- [The problem] Set the listing down again exactly, please, apart from its pictures.

____

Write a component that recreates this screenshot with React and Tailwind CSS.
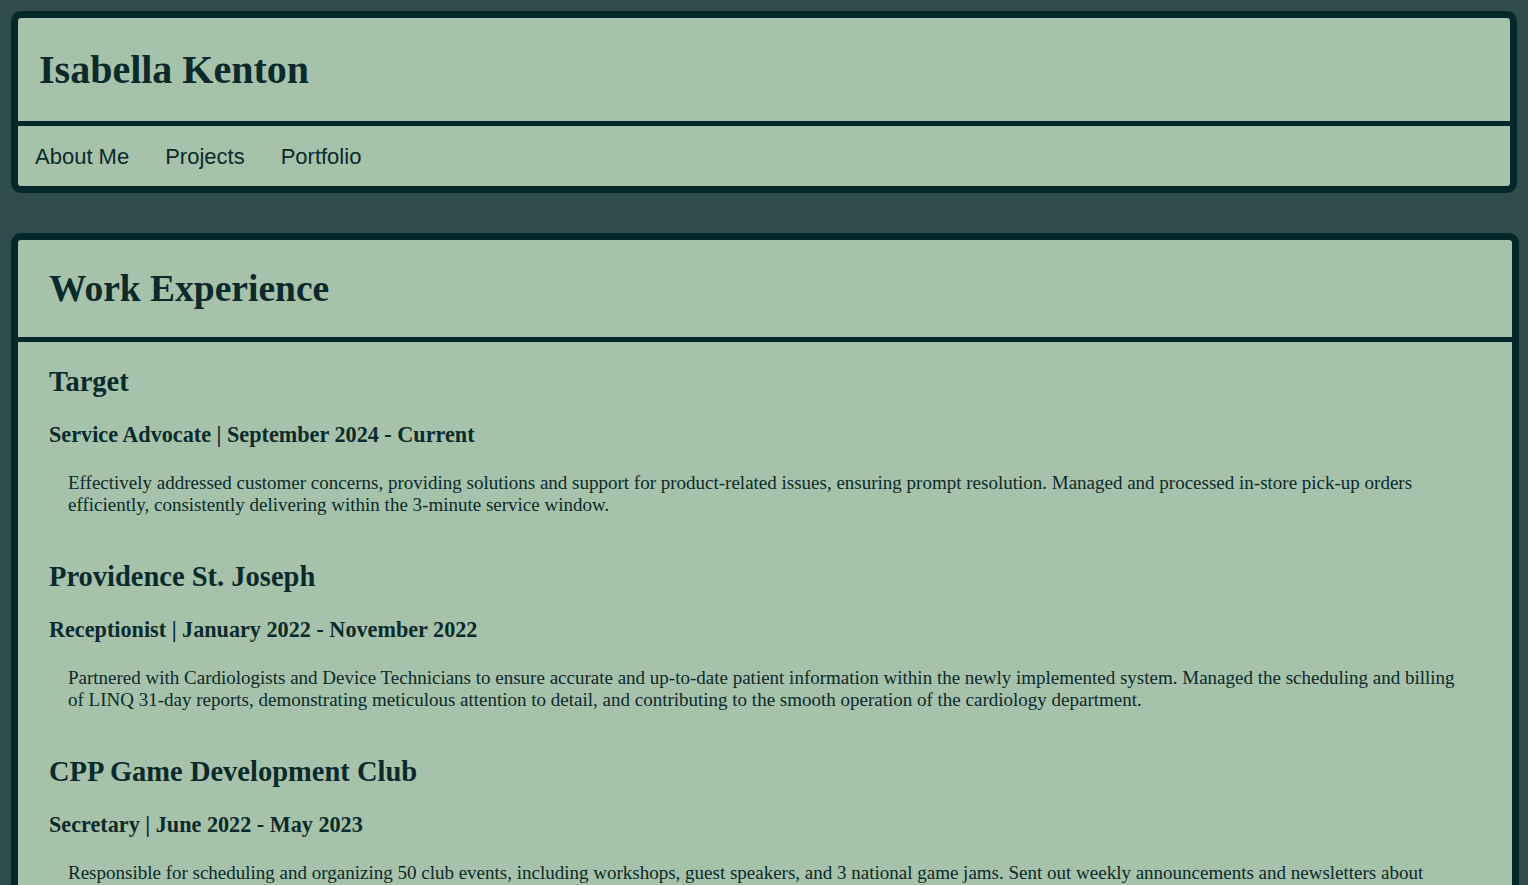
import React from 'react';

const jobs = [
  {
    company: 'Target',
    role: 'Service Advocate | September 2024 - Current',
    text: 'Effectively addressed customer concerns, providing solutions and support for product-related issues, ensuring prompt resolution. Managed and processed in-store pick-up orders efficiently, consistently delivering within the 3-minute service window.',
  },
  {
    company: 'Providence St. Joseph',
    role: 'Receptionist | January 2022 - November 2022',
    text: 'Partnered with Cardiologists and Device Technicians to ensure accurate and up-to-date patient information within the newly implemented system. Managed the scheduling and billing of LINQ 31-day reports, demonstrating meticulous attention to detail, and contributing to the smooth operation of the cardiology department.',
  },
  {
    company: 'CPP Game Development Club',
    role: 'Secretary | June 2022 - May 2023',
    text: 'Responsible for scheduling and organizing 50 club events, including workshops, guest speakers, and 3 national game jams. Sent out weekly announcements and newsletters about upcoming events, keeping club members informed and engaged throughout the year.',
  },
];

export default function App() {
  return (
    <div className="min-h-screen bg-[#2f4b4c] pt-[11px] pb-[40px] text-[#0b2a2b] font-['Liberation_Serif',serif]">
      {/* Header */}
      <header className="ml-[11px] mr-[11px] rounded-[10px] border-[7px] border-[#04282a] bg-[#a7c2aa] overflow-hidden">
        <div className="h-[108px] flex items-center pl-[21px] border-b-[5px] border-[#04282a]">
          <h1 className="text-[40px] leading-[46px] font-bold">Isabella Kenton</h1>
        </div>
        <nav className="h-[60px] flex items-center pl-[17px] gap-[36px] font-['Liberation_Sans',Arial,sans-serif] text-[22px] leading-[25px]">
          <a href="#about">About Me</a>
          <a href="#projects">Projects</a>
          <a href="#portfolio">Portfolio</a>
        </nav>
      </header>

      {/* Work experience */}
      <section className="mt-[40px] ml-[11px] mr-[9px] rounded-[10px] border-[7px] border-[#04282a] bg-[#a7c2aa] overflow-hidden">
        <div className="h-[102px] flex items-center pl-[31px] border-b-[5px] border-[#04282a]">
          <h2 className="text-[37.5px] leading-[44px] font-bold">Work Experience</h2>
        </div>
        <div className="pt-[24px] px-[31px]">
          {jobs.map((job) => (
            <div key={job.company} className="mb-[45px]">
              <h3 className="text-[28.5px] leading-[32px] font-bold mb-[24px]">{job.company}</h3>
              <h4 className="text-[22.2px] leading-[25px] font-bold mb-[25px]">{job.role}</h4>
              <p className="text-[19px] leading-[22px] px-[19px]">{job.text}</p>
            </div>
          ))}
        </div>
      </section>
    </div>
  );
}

____

- [Complete response]
Write a component that recreates this screenshot with React and Tailwind CSS.
import React from 'react';

const jobs = [
  {
    company: 'Target',
    role: 'Service Advocate | September 2024 - Current',
    text: 'Effectively addressed customer concerns, providing solutions and support for product-related issues, ensuring prompt resolution. Managed and processed in-store pick-up orders efficiently, consistently delivering within the 3-minute service window.',
  },
  {
    company: 'Providence St. Joseph',
    role: 'Receptionist | January 2022 - November 2022',
    text: 'Partnered with Cardiologists and Device Technicians to ensure accurate and up-to-date patient information within the newly implemented system. Managed the scheduling and billing of LINQ 31-day reports, demonstrating meticulous attention to detail, and contributing to the smooth operation of the cardiology department.',
  },
  {
    company: 'CPP Game Development Club',
    role: 'Secretary | June 2022 - May 2023',
    text: 'Responsible for scheduling and organizing 50 club events, including workshops, guest speakers, and 3 national game jams. Sent out weekly announcements and newsletters about upcoming events, keeping club members informed and engaged throughout the year.',
  },
];

export default function App() {
  return (
    <div className="min-h-screen bg-[#2f4b4c] pt-[11px] pb-[40px] text-[#0b2a2b] font-['Liberation_Serif',serif]">
      {/* Header */}
      <header className="ml-[11px] mr-[11px] rounded-[10px] border-[7px] border-[#04282a] bg-[#a7c2aa] overflow-hidden">
        <div className="h-[108px] flex items-center pl-[21px] border-b-[5px] border-[#04282a]">
          <h1 className="text-[40px] leading-[46px] font-bold">Isabella Kenton</h1>
        </div>
        <nav className="h-[60px] flex items-center pl-[17px] gap-[36px] font-['Liberation_Sans',Arial,sans-serif] text-[22px] leading-[25px]">
          <a href="#about">About Me</a>
          <a href="#projects">Projects</a>
          <a href="#portfolio">Portfolio</a>
        </nav>
      </header>

      {/* Work experience */}
      <section className="mt-[40px] ml-[11px] mr-[9px] rounded-[10px] border-[7px] border-[#04282a] bg-[#a7c2aa] overflow-hidden">
        <div className="h-[102px] flex items-center pl-[31px] border-b-[5px] border-[#04282a]">
          <h2 className="text-[37.5px] leading-[44px] font-bold">Work Experience</h2>
        </div>
        <div className="pt-[24px] px-[31px]">
          {jobs.map((job) => (
            <div key={job.company} className="mb-[45px]">
              <h3 className="text-[28.5px] leading-[32px] font-bold mb-[24px]">{job.company}</h3>
              <h4 className="text-[22.2px] leading-[25px] font-bold mb-[25px]">{job.role}</h4>
              <p className="text-[19px] leading-[22px] px-[19px]">{job.text}</p>
            </div>
          ))}
        </div>
      </section>
    </div>
  );
}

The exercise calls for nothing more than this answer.